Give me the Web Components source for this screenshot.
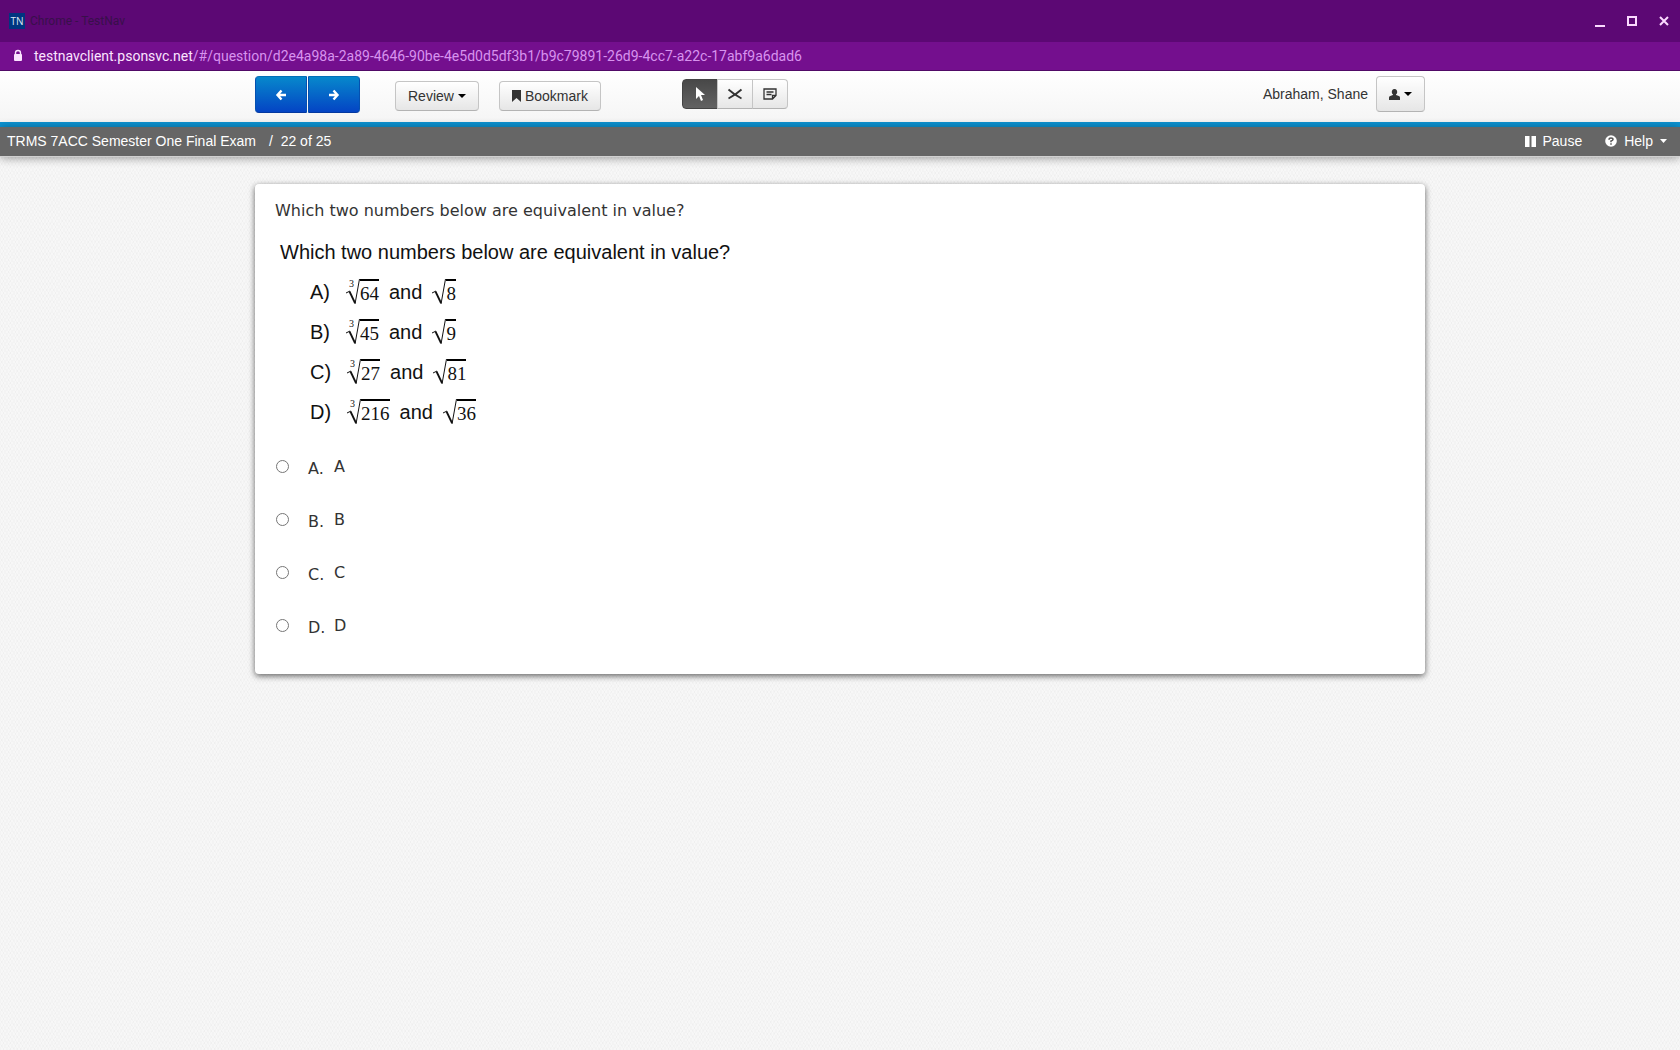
<!DOCTYPE html>
<html lang="en">
<head>
<meta charset="utf-8">
<meta name="viewport" content="width=device-width, initial-scale=1">
<title>Chrome - TestNav</title>
<style>
    :root {
        --content: 1170px;
        --ink: #333;
    }

    body {
        margin: 0;
        min-height: 100vh;
        font: 14px/20px "Liberation Sans", Arial, sans-serif;
        color: var(--ink);
        background-color: #f7f7f7;
        background-image:
            repeating-linear-gradient(60deg, rgb(0 0 0 / 0.015) 0 1px, transparent 1px 3px),
            repeating-linear-gradient(-60deg, rgb(0 0 0 / 0.015) 0 1px, transparent 1px 3px);
    }
</style>
</head>
<body>
<window-frame heading="Chrome - TestNav" host="testnavclient.psonsvc.net" path="/#/question/d2e4a98a-2a89-4646-90be-4e5d0d5df3b1/b9c79891-26d9-4cc7-a22c-17abf9a6dad6"></window-frame>
<test-toolbar user="Abraham, Shane"></test-toolbar>
<test-status position="22 of 25">TRMS 7ACC Semester One Final Exam</test-status>
<question-card>
    <span slot="prompt">Which two numbers below are equivalent in value?</span>
    <math-figure>
        <span slot="heading">Which two numbers below are equivalent in value?</span>
        <math-row letter="A" cube="64" square="8"></math-row>
        <math-row letter="B" cube="45" square="9"></math-row>
        <math-row letter="C" cube="27" square="81"></math-row>
        <math-row letter="D" cube="216" square="36"></math-row>
    </math-figure>
    <answer-list slot="answers" choices="A,B,C,D"></answer-list>
</question-card>

<script>
class WindowFrame extends HTMLElement {
    constructor() {
        super();
        this.attachShadow({ mode: 'open' });
    }

    connectedCallback() {
        this.shadowRoot.innerHTML = `
            <style>
                :host {
                    display: block;
                    font-family: Roboto, sans-serif;
                }

                .title, .address {
                    display: flex;
                    align-items: center;
                    box-sizing: border-box;
                }

                .title {
                    height: 42px;
                    padding: 0 8px 0 9px;
                    gap: 5px;
                    background: #5c0874;
                    color: #38104a;
                    font-size: 12px;
                }

                .badge {
                    width: 16px;
                    background: #003580;
                    color: #dce6f5;
                    font: 10px/16px "Open Sans", sans-serif;
                    text-align: center;
                }

                .controls {
                    display: flex;
                    gap: 16px;
                    margin-left: auto;
                }

                button {
                    display: block;
                    width: 16px;
                    height: 16px;
                    padding: 0;
                    border: 0;
                    background: none;
                }

                .controls svg {
                    display: block;
                    fill: none;
                    stroke: #fbd9ff;
                    stroke-width: 2;
                }

                .address {
                    height: 29px;
                    padding: 0 12px;
                    gap: 10px;
                    background: #740f8e;
                    border-bottom: 1px solid #500a66;
                    color: #d893ee;
                    font-size: 14px;
                }

                b {
                    font-weight: 400;
                    color: #fbe4ff;
                }
            </style>
            <div class="title">
                <span class="badge">TN</span>
                <span>${this.getAttribute('heading')}</span>
                <div class="controls">
                    <button aria-label="Minimize"><svg width="16" height="16"><path d="M3 13h10" /></svg></button>
                    <button aria-label="Maximize"><svg width="16" height="16"><rect x="4" y="4" width="8" height="8" /></svg></button>
                    <button aria-label="Close"><svg width="16" height="16"><path d="M4 4l8 8M12 4l-8 8" /></svg></button>
                </div>
            </div>
            <div class="address">
                <svg width="12" height="14" viewBox="0 0 12 14">
                    <path d="M3.500 6V4a2.500 2.500 0 0 1 5 0v2" fill="none" stroke="#fbe4ff" stroke-width="1.400" />
                    <rect x="2" y="5" width="8" height="7" rx="1" fill="#fbe4ff" />
                </svg>
                <span><b>${this.getAttribute('host')}</b>${this.getAttribute('path')}</span>
            </div>
        `;
    }
}

class TestToolbar extends HTMLElement {
    constructor() {
        super();
        this.attachShadow({ mode: 'open' });
    }

    connectedCallback() {
        this.shadowRoot.innerHTML = `
            <style>
                :host {
                    display: block;
                    background: linear-gradient(#fff, #f5f5f5);
                    border-bottom: 5px solid #0d93d2;
                }

                .bar {
                    display: flex;
                    align-items: flex-start;
                    box-sizing: border-box;
                    max-width: var(--content);
                    height: 51px;
                    margin: 0 auto;
                    padding-top: 5px;
                }

                button {
                    display: flex;
                    align-items: center;
                    justify-content: center;
                    box-sizing: border-box;
                    height: 30px;
                    margin: 0;
                    padding: 0 12px;
                    gap: 4px;
                    border: 1px solid #c5c5c5;
                    border-bottom-color: #b3b3b3;
                    border-radius: 4px;
                    background: linear-gradient(#fff, #e6e6e6);
                    color: var(--ink);
                    font: inherit;
                }

                svg {
                    display: block;
                }

                .group {
                    display: flex;
                }

                .group button {
                    border-radius: 0;
                }

                .group button:first-child {
                    border-radius: 4px 0 0 4px;
                }

                .group button:last-child {
                    border-radius: 0 4px 4px 0;
                }

                .nav {
                    gap: 1px;
                    margin-right: 35px;
                }

                .nav button {
                    width: 52px;
                    height: 37px;
                    border-color: #0470b8 #0450b0 #0338a0;
                    background: linear-gradient(#0788cc, #0444c4);
                }

                .plain {
                    display: flex;
                    gap: 20px;
                    padding-top: 5px;
                    margin-right: 81px;
                }

                .tools {
                    padding-top: 3px;
                }

                .tools button {
                    width: 36px;
                    padding: 0;
                }

                .tools button + button {
                    margin-left: -1px;
                }

                .tools .on {
                    border-color: #444;
                    background: linear-gradient(#484848, #626262);
                }

                .user {
                    display: flex;
                    align-items: center;
                    gap: 8px;
                    margin-left: auto;
                }

                .user button {
                    height: 36px;
                }
            </style>
            <div class="bar">
                <div class="group nav">
                    <button aria-label="Previous question"><svg width="12" height="12" fill="none" stroke="#fff" stroke-width="2.400"><path d="M6.500 1.500L2.500 6l4 4.500M2.500 6H11" /></svg></button>
                    <button aria-label="Next question"><svg width="12" height="12" fill="none" stroke="#fff" stroke-width="2.400"><path d="M5.500 1.500L9.500 6l-4 4.500M9.500 6H1" /></svg></button>
                </div>
                <div class="plain">
                    <button>Review <svg width="8" height="4"><path d="M0 0h8L4 4z" fill="#000" /></svg></button>
                    <button><svg width="9" height="12"><path d="M0 0h9v12L4.500 8L0 12z" fill="#333" /></svg> Bookmark</button>
                </div>
                <div class="group tools">
                    <button class="on" aria-label="Pointer"><svg width="16" height="16"><path d="M4 1v12l3-3 2 5 2-1-2-5h4z" fill="#fff" /></svg></button>
                    <button aria-label="Answer eliminator"><svg width="16" height="16" fill="none" stroke="#333" stroke-width="1.800"><path d="M1.500 3.500Q7 8.500 14.500 12.500M14.500 3.500Q9 8.500 1.500 12.500" /></svg></button>
                    <button aria-label="Notepad"><svg width="16" height="16" fill="none" stroke="#333" stroke-width="1.300"><path d="M2 3h12v6.500L10.500 13H2zM10.500 13V9.500H14M4.500 6h7M4.500 8.500h5" /></svg></button>
                </div>
                <div class="user">
                    <span>${this.getAttribute('user')}</span>
                    <button aria-label="Account menu">
                        <svg width="11" height="11"><path d="M5.500 0C3.500 0 2.800 1.500 2.800 3c0 1 .5 2 1.200 2.500v.5C2 6.500 0 7 0 8.500V11h11V8.500C11 7 9 6.500 7 6v-.5C7.700 5 8.200 4 8.200 3c0-1.500-.7-3-2.700-3z" fill="#333" /></svg>
                        <svg width="8" height="4"><path d="M0 0h8L4 4z" fill="#000" /></svg>
                    </button>
                </div>
            </div>
        `;
    }
}

class TestStatus extends HTMLElement {
    constructor() {
        super();
        this.attachShadow({ mode: 'open' });
    }

    connectedCallback() {
        this.shadowRoot.innerHTML = `
            <style>
                :host {
                    display: flex;
                    align-items: center;
                    padding: 4px 13px 5px 7px;
                    background: #666;
                    border-bottom: 1px solid #d0d0d0;
                    box-shadow: 0 1px 10px rgb(0 0 0 / 0.4);
                    color: #fff;
                }

                .position {
                    margin-left: 13px;
                }

                .actions {
                    display: flex;
                    gap: 23px;
                    margin-left: auto;
                }

                button {
                    display: flex;
                    align-items: center;
                    gap: 7px;
                    padding: 0;
                    border: 0;
                    background: none;
                    color: inherit;
                    font: inherit;
                }
            </style>
            <span><slot></slot></span>
            <span class="position">/&nbsp; ${this.getAttribute('position')}</span>
            <div class="actions">
                <button><svg width="11" height="11"><path d="M0 0h4.500v11H0zM6.500 0H11v11H6.500z" fill="#fff" /></svg>Pause</button>
                <button>
                    <svg width="12" height="12" fill="none">
                        <circle cx="6" cy="6" r="5.800" fill="#fff" />
                        <path d="M4 4.700Q4 3 6 3t2 1.500Q8 5.500 6 6v1.200M6 8.200v1.600" stroke="#555" stroke-width="1.500" />
                    </svg>
                    Help
                    <svg width="7" height="4"><path d="M0 0h7L3.500 4z" fill="#fff" /></svg>
                </button>
            </div>
        `;
    }
}

class QuestionCard extends HTMLElement {
    constructor() {
        super();
        this.attachShadow({ mode: 'open' });
        this.shadowRoot.innerHTML = `
            <style>
                :host {
                    display: block;
                    box-sizing: border-box;
                    max-width: var(--content);
                    margin: 27px auto;
                    padding: 17px 20px 22px;
                    border-radius: 4px;
                    background: #fff;
                    box-shadow: 0 2px 6px rgb(0 0 0 / 0.6);
                    font: 16px/20px "DejaVu Sans", Verdana, sans-serif;
                }

                p {
                    margin: 0 0 19px;
                }
            </style>
            <p><slot name="prompt"></slot></p>
            <slot></slot>
            <slot name="answers"></slot>
        `;
    }
}

class MathFigure extends HTMLElement {
    constructor() {
        super();
        this.attachShadow({ mode: 'open' });
        this.shadowRoot.innerHTML = `
            <style>
                :host {
                    display: block;
                    padding-left: 5px;
                    margin-bottom: 8px;
                    color: #111;
                    font: 20px/24px "Liberation Sans", Arial, sans-serif;
                }

                .rows {
                    padding: 8px 0 0 30px;
                }
            </style>
            <slot name="heading"></slot>
            <div class="rows"><slot></slot></div>
        `;
    }
}

class RootSign extends HTMLElement {
    constructor() {
        super();
        this.attachShadow({ mode: 'open' });
    }

    connectedCallback() {
        const index = this.getAttribute('index');
        this.shadowRoot.innerHTML = `
            <style>
                :host {
                    display: flex;
                    position: relative;
                    height: 26px;
                    font: 19px/26px "Liberation Serif", "Times New Roman", serif;
                }

                .index {
                    position: absolute;
                    left: 3px;
                    top: 0;
                    font-size: 10px;
                    line-height: 10px;
                }

                .radicand {
                    border-top: 2px solid #000;
                }
            </style>
            ${index ? `<span class="index">${index}</span>` : ''}
            <svg width="14" height="26" fill="none" stroke="#111">
                <path d="M0 14l4-2" />
                <path d="M3.500 12.500L9 24" stroke-width="1.800" />
                <path d="M9 25L13.500 0" />
            </svg>
            <span class="radicand"><slot></slot></span>
        `;
    }
}

class MathRow extends HTMLElement {
    constructor() {
        super();
        this.attachShadow({ mode: 'open' });
    }

    connectedCallback() {
        this.shadowRoot.innerHTML = `
            <style>
                :host {
                    display: flex;
                    align-items: center;
                    height: 40px;
                }

                .letter {
                    margin-right: 16px;
                }

                .and {
                    margin: 0 10px;
                }
            </style>
            <span class="letter">${this.getAttribute('letter')})</span>
            <root-sign index="3">${this.getAttribute('cube')}</root-sign>
            <span class="and">and</span>
            <root-sign>${this.getAttribute('square')}</root-sign>
        `;
    }
}

class AnswerList extends HTMLElement {
    constructor() {
        super();
        this.attachShadow({ mode: 'open' });
    }

    connectedCallback() {
        const choices = this.getAttribute('choices').split(',');
        this.shadowRoot.innerHTML = `
            <style>
                :host {
                    display: block;
                }

                .choice {
                    display: grid;
                    grid-template-columns: 33px 26px 1fr;
                    align-items: center;
                    height: 53px;
                }

                .choice label {
                    display: contents;
                }

                input {
                    width: 13px;
                    height: 13px;
                    margin: 0 0 0 1px;
                }

                .key {
                    padding-top: 4px;
                }
            </style>
            ${choices.map((choice) => `
                <div class="choice">
                    <input type="radio" name="answer" id="choice-${choice}">
                    <label for="choice-${choice}"><span class="key">${choice}.</span><span>${choice}</span></label>
                </div>
            `).join('')}
        `;
    }
}

customElements.define('window-frame', WindowFrame);
customElements.define('test-toolbar', TestToolbar);
customElements.define('test-status', TestStatus);
customElements.define('question-card', QuestionCard);
customElements.define('math-figure', MathFigure);
customElements.define('root-sign', RootSign);
customElements.define('math-row', MathRow);
customElements.define('answer-list', AnswerList);
</script>
</body>
</html>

━━━

*Given request*: Give again, exactly, the lines from the start of the data through the one holding "</question-card>"; omit the pictures.

*Written answer*:
Give me the Web Components source for this screenshot.
<!DOCTYPE html>
<html lang="en">
<head>
<meta charset="utf-8">
<meta name="viewport" content="width=device-width, initial-scale=1">
<title>Chrome - TestNav</title>
<style>
    :root {
        --content: 1170px;
        --ink: #333;
    }

    body {
        margin: 0;
        min-height: 100vh;
        font: 14px/20px "Liberation Sans", Arial, sans-serif;
        color: var(--ink);
        background-color: #f7f7f7;
        background-image:
            repeating-linear-gradient(60deg, rgb(0 0 0 / 0.015) 0 1px, transparent 1px 3px),
            repeating-linear-gradient(-60deg, rgb(0 0 0 / 0.015) 0 1px, transparent 1px 3px);
    }
</style>
</head>
<body>
<window-frame heading="Chrome - TestNav" host="testnavclient.psonsvc.net" path="/#/question/d2e4a98a-2a89-4646-90be-4e5d0d5df3b1/b9c79891-26d9-4cc7-a22c-17abf9a6dad6"></window-frame>
<test-toolbar user="Abraham, Shane"></test-toolbar>
<test-status position="22 of 25">TRMS 7ACC Semester One Final Exam</test-status>
<question-card>
    <span slot="prompt">Which two numbers below are equivalent in value?</span>
    <math-figure>
        <span slot="heading">Which two numbers below are equivalent in value?</span>
        <math-row letter="A" cube="64" square="8"></math-row>
        <math-row letter="B" cube="45" square="9"></math-row>
        <math-row letter="C" cube="27" square="81"></math-row>
        <math-row letter="D" cube="216" square="36"></math-row>
    </math-figure>
    <answer-list slot="answers" choices="A,B,C,D"></answer-list>
</question-card>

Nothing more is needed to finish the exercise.